Giovanni, generosità senza fine. L’ultimo dono: tutti i suoi organi

COSTA VOLPINO. Aveva 52 anni e la sindrome di Down: sportivo e attivo in oratorio, è stato stroncato da un malore. «Faceva ogni cosa con gioia».

Cintura nera di judo, animatore in oratorio, viaggiatore. Giovanni Capitanio, 52 anni, di Costa Volpino, è stato tutto questo, e molto di più: per ultimo, donatore di organi. E che avesse la sindrome di Down rende ancora più straordinaria la sua vita, terminata una settimana fa in ospedale a Esine dove, grazie a un fisico da ragazzino, ha potuto donare tutti i propri organi: cuore, polmoni, fegato, reni, cornee, perfino qualche pezzo di ossa. Per dire che la generosità non ha nulla a che fare con il numero dei cromosomi, ma che la bontà e l’altruismo si sviluppano grazie alla famiglia in cui una persona cresce, alla comunità che la accoglie, ai tanti amici che le vogliono bene.
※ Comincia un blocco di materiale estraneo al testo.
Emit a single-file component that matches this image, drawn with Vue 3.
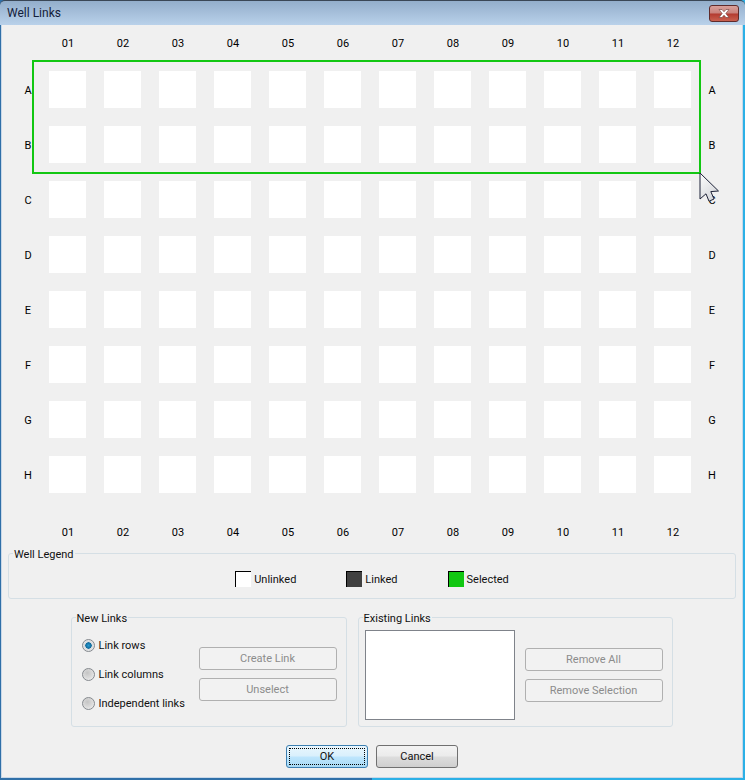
<script setup>
const columns = ['01', '02', '03', '04', '05', '06', '07', '08', '09', '10', '11', '12']
const rows = ['A', 'B', 'C', 'D', 'E', 'F', 'G', 'H']
const legend = [
  { label: 'Unlinked', color: '#ffffff' },
  { label: 'Linked', color: '#404040' },
  { label: 'Selected', color: '#12c712' }
]
const linkModes = [
  { label: 'Link rows', checked: true },
  { label: 'Link columns', checked: false },
  { label: 'Independent links', checked: false }
]
</script>

<template>
  <div class="window">
    <header class="titlebar">
      <span class="title">Well Links</span>
      <button class="close">
        <svg width="16" height="11" viewBox="0 0 16 11">
          <path d="M3 1.5 L6 1.5 L8 3.8 L10 1.5 L13 1.5 L9.8 5.5 L13 9.5 L10 9.5 L8 7.2 L6 9.5 L3 9.5 L6.2 5.5 Z" fill="#ffffff" stroke="#6d3a36" stroke-width="0.6" />
        </svg>
      </button>
    </header>

    <main class="client">
      <section class="plate">
        <div class="corner"></div>
        <div v-for="col in columns" :key="'top' + col" class="col-label">{{ col }}</div>
        <div class="corner"></div>

        <template v-for="row in rows" :key="row">
          <div class="row-label">{{ row }}</div>
          <div v-for="col in columns" :key="row + col" class="cell">
            <div class="well"></div>
          </div>
          <div class="row-label">{{ row }}</div>
        </template>

        <div class="corner"></div>
        <div v-for="col in columns" :key="'bottom' + col" class="col-label col-label-bottom">{{ col }}</div>
        <div class="corner"></div>

        <div class="selection"></div>
      </section>

      <section class="group legend">
        <span class="group-title">Well Legend</span>
        <div v-for="item in legend" :key="item.label" class="legend-item">
          <span class="swatch" :style="{ backgroundColor: item.color }"></span>
          <span>{{ item.label }}</span>
        </div>
      </section>

      <div class="panels">
        <section class="group new-links">
          <span class="group-title">New Links</span>
          <div class="radios">
            <label v-for="mode in linkModes" :key="mode.label" class="radio">
              <span class="radio-dot" :class="{ checked: mode.checked }"></span>
              {{ mode.label }}
            </label>
          </div>
          <div class="buttons">
            <button class="btn" disabled>Create Link</button>
            <button class="btn" disabled>Unselect</button>
          </div>
        </section>

        <section class="group existing-links">
          <span class="group-title">Existing Links</span>
          <div class="listbox"></div>
          <div class="buttons">
            <button class="btn" disabled>Remove All</button>
            <button class="btn" disabled>Remove Selection</button>
          </div>
        </section>
      </div>

      <footer class="actions">
        <button class="action action-default"><span class="focus">OK</span></button>
        <button class="action">Cancel</button>
      </footer>
    </main>

    <svg class="cursor" width="22" height="32" viewBox="0 0 22 32">
      <defs>
        <linearGradient id="cursorFill" x1="0" y1="0" x2="0.6" y2="1">
          <stop offset="0" stop-color="#ffffff" />
          <stop offset="1" stop-color="#d4d6da" />
        </linearGradient>
      </defs>
      <path d="M1 1 L19.5 19 L11.8 19.6 L15 27 L10 29.3 L7 21.8 L1 27 Z" fill="url(#cursorFill)" stroke="#1d2238" stroke-width="1" />
    </svg>
  </div>
</template>

<style>
html, body {
  margin: 0;
  background: #f0f0f0;
}
</style>

<style scoped>
.window {
  position: relative;
  width: 745px;
  height: 780px;
  box-sizing: border-box;
  overflow: hidden;
  display: flex;
  flex-direction: column;
  background: linear-gradient(90deg, #2f6fa8 0%, #2f6fa8 50%, #2bb0e6 50%, #2bb0e6 100%);
  font-family: Roboto, "Open Sans", "Liberation Sans", sans-serif;
  font-size: 11px;
  color: #111111;
}

/* title bar */
.titlebar {
  height: 25px;
  flex: none;
  display: flex;
  align-items: center;
  justify-content: space-between;
  box-sizing: border-box;
  padding: 0 6px 0 7px;
  background: linear-gradient(#93aecb, #b9d1ea);
  border-top: 1px solid #3a4756;
  border-radius: 5px 5px 0 0;
}
.title {
  font-size: 12px;
  color: #14203a;
}
.close {
  width: 30px;
  height: 17px;
  padding: 0;
  display: flex;
  align-items: center;
  justify-content: center;
  border: 1px solid #5f2b2b;
  border-radius: 3px;
  background: linear-gradient(#d9a09a 0%, #c9817b 48%, #b33a2f 52%, #c9604f 100%);
}

/* client area */
.client {
  flex: 1;
  margin: 0 2px 2px 1px;
  border: 1px solid #c9d8e8;
  border-top: none;
  background: #f0f0f0;
  display: flex;
  flex-direction: column;
  align-items: stretch;
}

/* plate */
.plate {
  position: relative;
  display: grid;
  grid-template-columns: 24px repeat(12, 55px) 24px;
  grid-template-rows: 37px repeat(8, 55px) 50px;
  padding-left: 14px;
  justify-content: start;
}
.corner {
  min-width: 0;
}
.col-label,
.row-label {
  display: flex;
  align-items: center;
  justify-content: center;
  color: #000000;
}
.col-label {
  padding-left: 1px;
}
.row-label {
  padding-top: 2px;
}
.col-label-bottom {
  padding-top: 10px;
}
.cell {
  display: flex;
  align-items: center;
  justify-content: center;
}
.well {
  width: 37px;
  height: 37px;
  background: #ffffff;
}
.selection {
  position: absolute;
  left: 30px;
  top: 35px;
  width: 669px;
  height: 114px;
  box-sizing: border-box;
  border: 2px solid #12c712;
}

/* group boxes */
.group {
  position: relative;
  box-sizing: border-box;
  border: 1px solid #d5dfe5;
  border-radius: 3px;
}
.group-title {
  position: absolute;
  top: -7px;
  left: 4px;
  padding: 0 1px;
  background: #f0f0f0;
  line-height: 16px;
}
.legend {
  margin: 1px 6px 0 6px;
  height: 46px;
  padding-top: 17px;
  display: flex;
  align-items: flex-start;
  justify-content: center;
  gap: 50px;
}
.legend-item {
  display: flex;
  align-items: center;
  gap: 3px;
}
.swatch {
  width: 16px;
  height: 16px;
  box-sizing: border-box;
  border-top: 1px solid #000000;
  border-left: 1px solid #000000;
}

.panels {
  display: flex;
  justify-content: center;
  gap: 11px;
  margin-top: 18px;
  padding-right: 1px;
}
.new-links {
  width: 276px;
  height: 110px;
  display: flex;
  align-items: flex-start;
  justify-content: space-between;
  padding: 17px 9px 0 10px;
}
.existing-links {
  width: 315px;
  height: 110px;
  display: flex;
  align-items: flex-start;
  justify-content: space-between;
  padding: 12px 9px 0 6px;
}
.radios {
  display: flex;
  flex-direction: column;
  gap: 9px;
}
.radio {
  display: flex;
  align-items: center;
  gap: 4px;
  height: 20px;
  white-space: nowrap;
}
.radio-dot {
  width: 13px;
  height: 13px;
  box-sizing: border-box;
  border-radius: 50%;
  border: 1px solid #85898e;
  background: radial-gradient(circle at 40% 35%, #c4c4c4 0%, #dcdcdc 55%, #f8f8f8 100%);
}
.radio-dot.checked {
  background: radial-gradient(circle at 50% 50%, #2a9bd0 0%, #0f6a9c 38%, #d6dadd 44%, #f4f4f4 100%);
}
.buttons {
  display: flex;
  flex-direction: column;
  gap: 8px;
}
.new-links .buttons {
  margin-top: 12px;
}
.existing-links .buttons {
  margin-top: 18px;
}
.btn {
  width: 138px;
  height: 23px;
  padding: 0;
  box-sizing: border-box;
  border: 1px solid #b0b0b0;
  border-radius: 3px;
  background: #f2f2f2;
  color: #8c8c8c;
  font: inherit;
}
.listbox {
  width: 150px;
  height: 90px;
  box-sizing: border-box;
  border: 1px solid #7f838a;
  background: #ffffff;
}

/* dialog buttons */
.actions {
  display: flex;
  justify-content: center;
  gap: 8px;
  margin-top: 18px;
}
.action {
  width: 82px;
  height: 23px;
  padding: 0;
  box-sizing: border-box;
  border: 1px solid #707070;
  border-radius: 3px;
  background: linear-gradient(#f3f3f3 0%, #ebebeb 48%, #dddddd 52%, #cfcfcf 100%);
  color: #111111;
  font: inherit;
}
.action-default {
  padding: 2px;
  border-color: #3c7fb1;
  background: linear-gradient(#e9f6fd 0%, #d9f0fc 48%, #bee6fd 52%, #a7d9f5 100%);
}
.focus {
  display: flex;
  height: 100%;
  align-items: center;
  justify-content: center;
  box-sizing: border-box;
  border: 1px dotted #000000;
}

.cursor {
  position: absolute;
  left: 699px;
  top: 172px;
}
</style>
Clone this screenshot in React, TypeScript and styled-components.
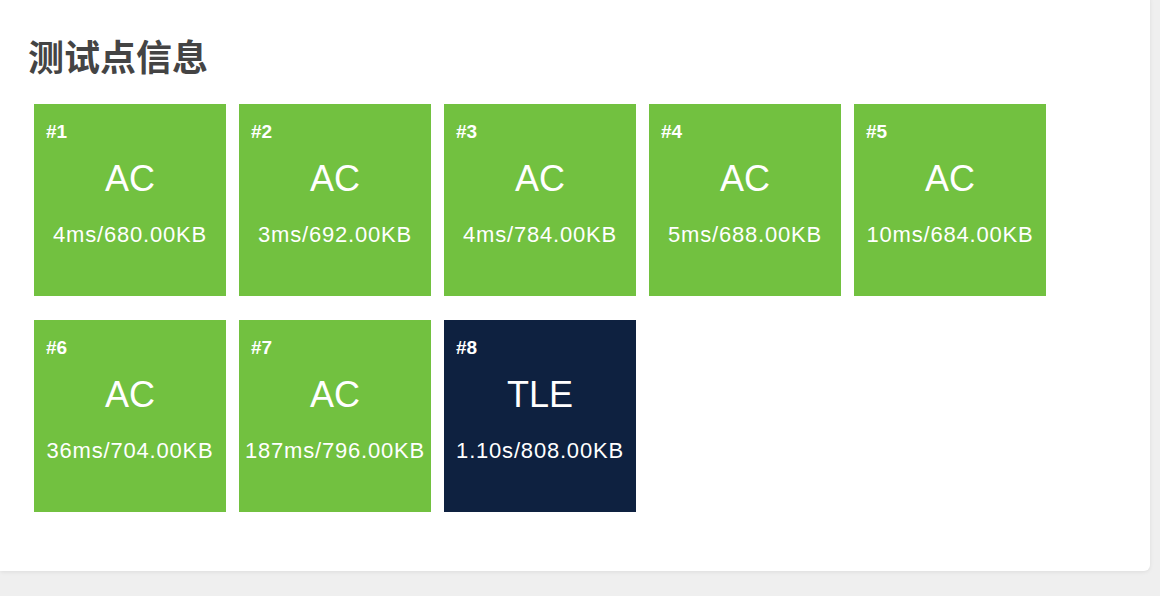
import React from 'react';
import styled, { createGlobalStyle } from 'styled-components';

const GlobalStyle = createGlobalStyle`
  html, body {
    margin: 0;
    padding: 0;
    background: #efefef;
  }
  body {
    font-family: 'Liberation Sans', Arial, 'Noto Sans CJK SC', sans-serif;
    overflow: hidden;
  }
`;

const Page = styled.div`
  width: 1160px;
  height: 596px;
  padding: 0 10px 19px 0;
  box-sizing: border-box;
`;

// carte blanche, coupée en haut et à gauche
const Card = styled.section`
  height: 100%;
  margin-top: -6px;
  background: #fff;
  border-radius: 0 6px 6px 0;
  box-shadow: 0 1px 4px rgba(0, 0, 0, 0.08);
  padding: 39px 0 0 28px;
  box-sizing: border-box;
`;

const Title = styled.h2`
  margin: 0;
  font-family: 'Noto Sans CJK SC', 'Liberation Sans', sans-serif;
  font-size: 36px;
  line-height: 44px;
  font-weight: 700;
  color: #444;
`;

const Grid = styled.div`
  display: grid;
  grid-template-columns: repeat(5, 192px);
  column-gap: 13px;
  row-gap: 24px;
  margin: 27px 0 0 6px;
`;

const Box = styled.div<{ $status: string }>`
  width: 192px;
  height: 192px;
  color: #fff;
  background: ${(p) => (p.$status === 'AC' ? '#72c140' : '#0e2140')};
`;

const Index = styled.div`
  margin: 17px 0 0 12px;
  font-size: 19px;
  line-height: 22px;
  font-weight: 700;
`;

const Verdict = styled.div`
  margin-top: 16px;
  text-align: center;
  font-size: 36px;
  line-height: 40px;
`;

const Stats = styled.div`
  margin-top: 23px;
  text-align: center;
  font-size: 22px;
  line-height: 26px;
  letter-spacing: 0.8px;
  white-space: nowrap;
`;

const points = [
  { status: 'AC', time: '4ms', mem: '680.00KB' },
  { status: 'AC', time: '3ms', mem: '692.00KB' },
  { status: 'AC', time: '4ms', mem: '784.00KB' },
  { status: 'AC', time: '5ms', mem: '688.00KB' },
  { status: 'AC', time: '10ms', mem: '684.00KB' },
  { status: 'AC', time: '36ms', mem: '704.00KB' },
  { status: 'AC', time: '187ms', mem: '796.00KB' },
  { status: 'TLE', time: '1.10s', mem: '808.00KB' },
];

const App = () => (
  <>
    <GlobalStyle />
    <Page>
      <Card>
        <Title>测试点信息</Title>
        <Grid>
          {points.map((pt, i) => (
            <Box key={i} $status={pt.status}>
              <Index>#{i + 1}</Index>
              <Verdict>{pt.status}</Verdict>
              <Stats>
                {pt.time}/{pt.mem}
              </Stats>
            </Box>
          ))}
        </Grid>
      </Card>
    </Page>
  </>
);

export default App;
C’erano tutti, martedì, in chiesa a Corti dove i funerali sono stati celebrati da don Endrio Bosio, che aveva conosciuto Giovanni negli anni in cui era curato nella parrocchia di Costa Volpino, e da don Mario Laini, l’attuale parroco. Sono stati loro a dare voce alla commozione di tutti i presenti, ognuno dei quali con un ricordo personale da tenere in cuore.

Il ricordo di chi lo conoceva

Chi lo incontrava nella palestra di judo, dove era il braccio destro del maestro Gianbattista Paris e di sua moglie Rosy, ricorda che era lui ad accogliere gli allievi più giovani, ad aiutarli a rompere il ghiaccio e ad accompagnarli sul tatami. Chi lo incrociava sugli autobus che, da solo e in piena autonomia, prendeva tutti i giorni per andare a lavorare in un supermercato a Clusone, sa che non sbagliava una coincidenza. Chi lo ha conosciuto in oratorio a Corti, ripensa alla meticolosità e all’attenzione che sapeva mettere nello svolgere i compiti affidati al «segretario» del catechismo. A piangerlo, i fratelli nella fede che condividevano con lui un cammino catecumenale. «E tutto – ricorda la sorella Maria Grazia, per dieci anni vice sindaco di Costa Volpino – tutto lo faceva con gioia e allegria, contagiando le persone che gli stavano vicine». Un’allegria solo scalfita dalla morte, a fine giugno, del papà Francesco, dopo che il periodo più difficile era stato per lui, che viveva di relazioni, il lockdown. Viveva con la mamma Teresa Testa: con lei ha girato l’Italia e l’Europa intera. Il cognato Massimo Vitali era il suo grande amico da oltre quarant’anni.

Donati gli organi

Ma la bellezza che Giovanni ha saputo coltivare non è bastata a fermare un malore che giovedì scorso lo ha colpito mentre era a casa. «Mi hanno avvertita verso le 17, un’ora e mezza dopo lo stavamo già salutando – ricorda la sorella Maria Grazia –, eppure abbiamo colto che, anche lì in ospedale, mio fratello poteva insegnarci qualcosa. I medici della Rianimazione di Esine, straordinari tutti, ci hanno detto senza mezzi termini che gli organi di Giovanni erano sanissimi, perfetti per essere prelevati e donati a persone in attesa di un trapianto. C’è stato bisogno del nostro consenso, ma non abbiamo avuto dubbi. Essere generoso era la cifra del suo animo, non potevamo tradirlo».

A Esine, le donazioni come quella fatta da Giovanni si contano sulle dita di una mano. «È straordinario – ricorda ancora la sorella – vedere come Giovanni ha saputo abbattere nella propria vita tante barriere, compresa l’ultima, quella che porta a pensare che un disabile e la donazione di organi siano universi lontani. Invece, grazie allo sport che ha sempre voluto praticare, ha dimostrato il contrario. E noi seguiremo il suo esempio».